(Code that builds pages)
* * * * * * *

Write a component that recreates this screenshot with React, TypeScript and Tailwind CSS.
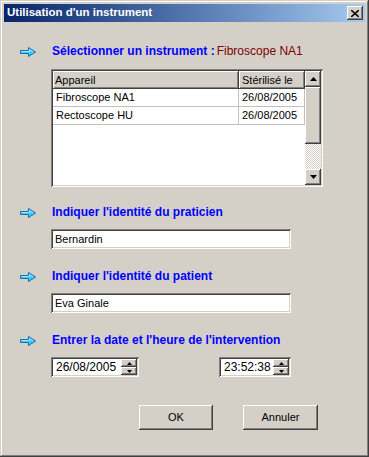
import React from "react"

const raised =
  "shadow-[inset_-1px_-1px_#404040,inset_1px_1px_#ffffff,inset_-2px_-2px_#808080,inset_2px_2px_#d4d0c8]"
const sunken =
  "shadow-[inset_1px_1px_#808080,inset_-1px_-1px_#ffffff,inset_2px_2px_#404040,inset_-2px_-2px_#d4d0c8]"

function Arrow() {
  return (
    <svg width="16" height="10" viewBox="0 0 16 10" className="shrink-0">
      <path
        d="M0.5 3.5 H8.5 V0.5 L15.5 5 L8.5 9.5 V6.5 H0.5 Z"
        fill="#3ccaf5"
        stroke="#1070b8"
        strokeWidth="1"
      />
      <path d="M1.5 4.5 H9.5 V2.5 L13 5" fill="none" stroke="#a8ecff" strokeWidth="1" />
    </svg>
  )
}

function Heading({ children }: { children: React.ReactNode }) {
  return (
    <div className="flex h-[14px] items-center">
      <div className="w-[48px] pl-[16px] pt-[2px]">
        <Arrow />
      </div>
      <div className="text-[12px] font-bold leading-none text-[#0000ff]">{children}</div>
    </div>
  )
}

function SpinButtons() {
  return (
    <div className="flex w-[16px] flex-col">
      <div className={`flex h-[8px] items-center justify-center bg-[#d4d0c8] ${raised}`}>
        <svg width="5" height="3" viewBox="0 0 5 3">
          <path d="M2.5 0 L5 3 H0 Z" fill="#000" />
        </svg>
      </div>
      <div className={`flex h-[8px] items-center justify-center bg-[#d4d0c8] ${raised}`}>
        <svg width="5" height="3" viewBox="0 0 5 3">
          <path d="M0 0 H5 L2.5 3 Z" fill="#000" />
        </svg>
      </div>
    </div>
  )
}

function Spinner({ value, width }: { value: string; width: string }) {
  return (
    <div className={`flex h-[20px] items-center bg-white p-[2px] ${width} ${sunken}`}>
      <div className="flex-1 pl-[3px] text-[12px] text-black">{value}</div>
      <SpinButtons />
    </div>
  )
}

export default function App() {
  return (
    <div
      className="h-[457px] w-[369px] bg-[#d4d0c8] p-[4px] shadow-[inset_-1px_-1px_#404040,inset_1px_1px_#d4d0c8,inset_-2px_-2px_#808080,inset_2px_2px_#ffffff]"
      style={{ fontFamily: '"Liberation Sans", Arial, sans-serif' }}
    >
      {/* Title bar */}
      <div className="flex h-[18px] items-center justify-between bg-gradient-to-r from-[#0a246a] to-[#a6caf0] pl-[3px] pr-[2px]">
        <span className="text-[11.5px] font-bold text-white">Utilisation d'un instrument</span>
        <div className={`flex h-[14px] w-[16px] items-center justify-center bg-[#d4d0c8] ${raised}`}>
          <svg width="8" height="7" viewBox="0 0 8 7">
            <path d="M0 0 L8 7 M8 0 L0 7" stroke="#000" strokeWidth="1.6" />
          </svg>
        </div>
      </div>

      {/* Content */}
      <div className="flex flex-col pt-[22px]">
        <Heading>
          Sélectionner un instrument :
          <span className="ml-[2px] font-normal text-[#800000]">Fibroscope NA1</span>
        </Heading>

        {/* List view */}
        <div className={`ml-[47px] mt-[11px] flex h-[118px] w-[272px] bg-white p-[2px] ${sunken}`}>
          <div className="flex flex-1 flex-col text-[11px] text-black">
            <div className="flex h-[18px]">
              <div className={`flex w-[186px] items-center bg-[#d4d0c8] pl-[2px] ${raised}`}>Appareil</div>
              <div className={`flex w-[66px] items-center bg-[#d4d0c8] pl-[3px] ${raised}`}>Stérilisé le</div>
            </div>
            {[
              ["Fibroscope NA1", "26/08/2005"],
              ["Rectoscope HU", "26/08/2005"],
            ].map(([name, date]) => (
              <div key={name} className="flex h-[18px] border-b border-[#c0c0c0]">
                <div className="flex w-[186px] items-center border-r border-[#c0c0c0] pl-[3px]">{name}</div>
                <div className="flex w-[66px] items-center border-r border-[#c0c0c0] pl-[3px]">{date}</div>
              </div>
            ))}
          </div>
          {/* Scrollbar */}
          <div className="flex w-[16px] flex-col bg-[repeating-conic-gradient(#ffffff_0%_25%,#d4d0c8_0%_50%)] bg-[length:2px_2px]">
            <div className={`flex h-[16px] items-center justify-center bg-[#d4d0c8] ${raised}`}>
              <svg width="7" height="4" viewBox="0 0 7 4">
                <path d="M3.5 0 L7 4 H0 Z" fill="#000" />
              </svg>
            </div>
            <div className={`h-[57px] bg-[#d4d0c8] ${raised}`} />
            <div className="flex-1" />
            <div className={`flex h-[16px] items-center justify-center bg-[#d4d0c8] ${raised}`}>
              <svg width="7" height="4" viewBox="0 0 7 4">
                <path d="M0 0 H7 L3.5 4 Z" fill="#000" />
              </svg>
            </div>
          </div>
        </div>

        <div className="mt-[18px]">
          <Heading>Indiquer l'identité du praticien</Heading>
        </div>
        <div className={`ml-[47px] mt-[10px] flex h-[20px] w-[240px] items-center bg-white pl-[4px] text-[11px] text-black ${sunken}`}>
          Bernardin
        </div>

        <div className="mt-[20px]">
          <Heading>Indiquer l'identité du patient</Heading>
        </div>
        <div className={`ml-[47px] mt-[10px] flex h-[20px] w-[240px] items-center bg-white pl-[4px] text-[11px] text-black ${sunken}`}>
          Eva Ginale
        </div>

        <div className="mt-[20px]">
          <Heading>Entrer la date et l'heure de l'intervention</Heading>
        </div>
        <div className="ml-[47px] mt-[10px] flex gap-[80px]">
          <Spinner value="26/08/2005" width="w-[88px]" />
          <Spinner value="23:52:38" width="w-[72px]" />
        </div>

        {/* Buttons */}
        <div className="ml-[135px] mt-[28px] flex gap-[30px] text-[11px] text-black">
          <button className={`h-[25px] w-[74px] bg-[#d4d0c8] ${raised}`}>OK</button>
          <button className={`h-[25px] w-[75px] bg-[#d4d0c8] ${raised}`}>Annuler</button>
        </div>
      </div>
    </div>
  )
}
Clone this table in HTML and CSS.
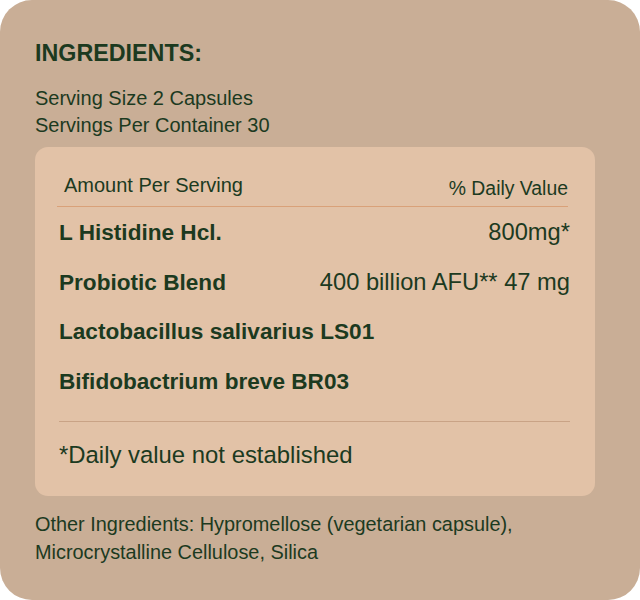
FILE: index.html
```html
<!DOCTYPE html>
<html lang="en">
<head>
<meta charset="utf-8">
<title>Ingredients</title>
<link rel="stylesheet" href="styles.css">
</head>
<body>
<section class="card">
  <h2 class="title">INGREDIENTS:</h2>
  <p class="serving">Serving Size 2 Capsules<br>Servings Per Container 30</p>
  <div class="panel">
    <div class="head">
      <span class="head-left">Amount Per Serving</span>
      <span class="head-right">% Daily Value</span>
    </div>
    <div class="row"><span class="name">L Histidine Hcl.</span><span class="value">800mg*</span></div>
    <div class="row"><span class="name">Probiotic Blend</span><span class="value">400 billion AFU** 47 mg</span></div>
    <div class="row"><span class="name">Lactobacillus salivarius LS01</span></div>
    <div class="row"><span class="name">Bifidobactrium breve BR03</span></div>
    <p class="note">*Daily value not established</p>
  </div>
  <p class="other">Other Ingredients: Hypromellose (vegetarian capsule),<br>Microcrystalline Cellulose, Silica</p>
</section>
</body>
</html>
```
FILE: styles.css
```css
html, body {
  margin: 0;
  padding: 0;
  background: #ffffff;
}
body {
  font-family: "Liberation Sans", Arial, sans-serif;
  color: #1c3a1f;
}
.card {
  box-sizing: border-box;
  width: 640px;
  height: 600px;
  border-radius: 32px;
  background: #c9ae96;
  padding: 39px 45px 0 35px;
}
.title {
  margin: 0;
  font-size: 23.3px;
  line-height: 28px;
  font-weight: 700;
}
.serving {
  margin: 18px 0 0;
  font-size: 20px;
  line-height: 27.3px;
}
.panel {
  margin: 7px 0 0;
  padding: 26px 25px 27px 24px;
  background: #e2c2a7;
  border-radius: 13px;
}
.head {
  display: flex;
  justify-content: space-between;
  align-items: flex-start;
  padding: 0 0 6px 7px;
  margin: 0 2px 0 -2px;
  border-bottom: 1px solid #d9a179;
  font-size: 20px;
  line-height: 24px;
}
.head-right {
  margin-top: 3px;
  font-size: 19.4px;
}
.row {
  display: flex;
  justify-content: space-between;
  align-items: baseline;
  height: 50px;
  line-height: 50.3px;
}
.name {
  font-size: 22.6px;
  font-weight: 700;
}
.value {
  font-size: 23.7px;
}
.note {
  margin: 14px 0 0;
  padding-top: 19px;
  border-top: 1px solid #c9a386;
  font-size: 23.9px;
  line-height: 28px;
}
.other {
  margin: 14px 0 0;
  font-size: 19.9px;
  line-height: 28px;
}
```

* * * * * * *

Copy out every line from the data above that has "React" in it.

__OUTPUT FOR THIS TASK__
Write a component that recreates this screenshot with React, TypeScript and Tailwind CSS.
import React from "react"
function Heading({ children }: { children: React.ReactNode }) {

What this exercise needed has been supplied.